Segundo Curi, não representaria uma dupla tributação sobre o imposto de renda. “Ele não tributa a renda, mas sim o capital. Não há, portanto, duas incidências sobre o mesmo bem. São conceitos próximos, mas distintos: enquanto renda é a disponibilidade de acréscimo de patrimônio (tributável pelo IR), a grande fortuna é o patrimônio em si. Desse modo, se uma pessoa detentora de grandes fortunas não tiver acréscimo de patrimônio ao longo de um ano-calendário, não pagará imposto de renda, mas pagará o IGF. O tributo, portanto, atua diretamente sobre o patrimônio daquelas pouquíssimas pessoas físicas que, por concentrarem grande parte da renda nacional, dificultam a redução das desigualdades. Por isso é tão assustador”, diz.
E ser assustador para os detentores de grandes fortunas, segundo ele, revela o calcanhar de aquiles do IGF: a possibilidade de provocar fuga patrimonial do país. “Esse é um ponto crucial. O imposto não possui autorização constitucional para incidir sobre o patrimônio localizado fora do país, ao contrário do imposto de renda, que tem previsão constitucional para isso. Assim, é preciso haver uma emenda constitucional destinada a evitar a previsível evasão de divisas. Até porque, quanto maior o patrimônio do cidadão, tanto maior será sua mobilidade”, diz o professor, para quem uma alternativa possível, mas não ideal, seria a União aumentar o IOF sobre certas remessas de dinheiro para o exterior. “Mas isso, infelizmente, não é à prova de fraudes e demandaria maior esforço de fiscalização.”
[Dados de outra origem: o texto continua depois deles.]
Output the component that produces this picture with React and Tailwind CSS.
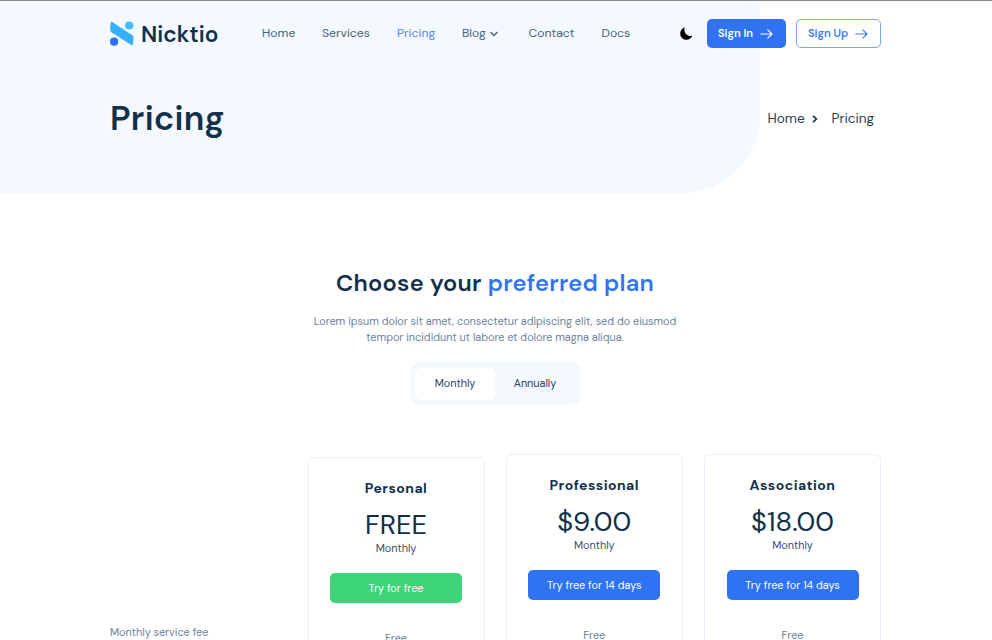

Experiências internacionais

A prática de tributar grandes fortunas já existe ou existiu em outras partes do mundo. As experiências mais marcantes são as de Alemanha e França, países que, coincidentemente, estão na linha de frente da tentativa europeia de salvar sua moeda única. Centralizadas pelo governo federal a partir de 1922, as tributações na Alemanha tinham como base as declarações de patrimônio global dos contribuintes, válidas por três anos, com alíquotas entre 0,7% e 1%: “Na Alemanha, o tributo sobre o patrimônio atinge contribuintes que dispõem não apenas de bastante dinheiro, mas também de poder econômico e político. Sua compreensão original era de um complemento do imposto de renda, incluindo posteriormente as pessoas jurídicas”, afirma o advogado e pesquisador Ueren Domingues de Souza no estudo Imposto sobre Grandes Fortunas.

Como seria a CSGF

Apesar de suas virtudes, esse tipo de imposto foi considerado “confiscatório” na Alemanha e declarado inconstitucional pelo Tribunal Constitucional em 1995. De lá para cá, o órgão aguarda o processo de regulamentação de novas regras, por parte do governo, para que volte a ser cobrado. Na França, o sistema ainda em vigor, conhecido como Imposto de Solidariedade sobre a Fortuna, tem alíquotas progressivas de 0,5% a 1,5% e incide sobre o patrimônio líquido de pessoas físicas, residentes ou não no país. Nesse modelo, que existe em sua forma atual desde que foi recriado pelo então presidente François Mitterrand em 1988, o próprio contribuinte declara seus bens para que o imposto seja cobrado.
(incide apenas sobre bens considerados “luxuosos”), está sujeito a um teto de 77% da renda tributável e tem uma extensa lista de isenções. Outros países europeus que adotam algum tipo de tributação sobre fortunas são Áustria, Suécia, Finlândia, Islândia, Luxemburgo, Noruega e Suíça. Países como Holanda (2001) e Dinamarca (1996) o aboliram em um passado recente e, há mais tempo, Itália (1947) e Irlanda (1978) o deixaram de lado.
Nos países anglo-saxões, de tendência mais liberal, a taxação sobre grandes fortunas nunca pegou. Na Inglaterra, as discussões sobre a criação se estenderam no Parlamento de 1960 a 1974, quando foi formada uma comissão especial para decidir sobre o tema: “A comissão constatou que a instituição de um imposto sobre grandes fortunas viria a substituir imposto sobre patrimônio já existente, o que impediu sua adoção”, afirma Domingues de Souza. Nos Estados Unidos e no Canadá, esse tipo de debate foi abandonado na primeira metade do século 20, mas ambos possuem sistemas próprios de impostos (conhecidos como property tax) que incidem a propriedade e não sobre o patrimônio global dos contribuintes.
Entre os principais países emergentes, a África do Sul e a China não contam com tributação de grandes fortunas. Na Índia, existe desde 1957 um imposto anual sobre o patrimônio líquido com alíquotas que variam entre 1% e 5% sobre os bens das pessoas físicas e jurídicas que excedam um limite estabelecido pelo governo. O modelo indiano, no entanto, isenta da cobrança do imposto propriedades agrícolas, obras de arte, bens de uso pessoal e até um imóvel do contribuinte, desde que comprovadamente habitado por ele.